I decided for ceramics, since this is a truly ancient material for recording information which also survives age and erosion better than most materials favoured by mankind. It also lends itself unusually well to map-making, if one wants. There was also something about the sheets of paper coming apart as the cello-tape dried, that reminded me of ceramic tiles. I figured that if I cropped the map a bit at the top it would fit just fine on nine 15x15cm clay tiles.
I set about transferring the map, topography included, onto clay slabs. This was a very time consuming task. I made five of the tiles myself, and had four different assistants making one tile each. I was careful to make sure we all worked in the same style, showing the assistants in detail how I sculpted all the different elements of the landscape, not because I thought my way would necessarily be better, but because if we all worked in a similar way I hoped the results would also be similar. To my astonishment it worked so well that the finished tiles were almost inseparable in style.

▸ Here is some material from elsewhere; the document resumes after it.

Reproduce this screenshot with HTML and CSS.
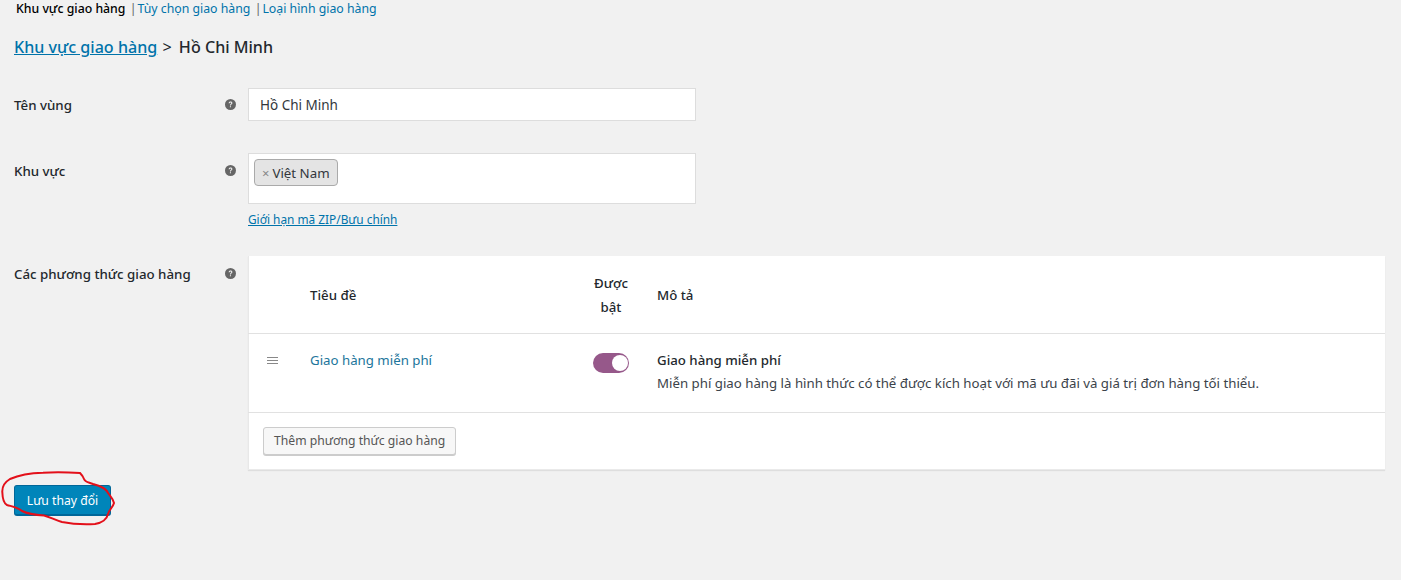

Just as the paper map once hung on the wall, I imagine that the tiles would also belong on the wall, but maybe integrated with the bathroom tiles or over the kitchen sink. Since the map shows the local area, including the house where Ms Fraser lives, it wouldn’t be wrong if the ceramic map was allowed to become part of that house.
As an additional curiosity, when she saw the tiles, ESW’s director Irene Kernan told me that a medieval pottery had once been located at the site of the new ESW building. I found it comforting that random decisions by visiting artists will always turn up meaningful coincidences that can be included in the stories of artworks to widen the way we read them.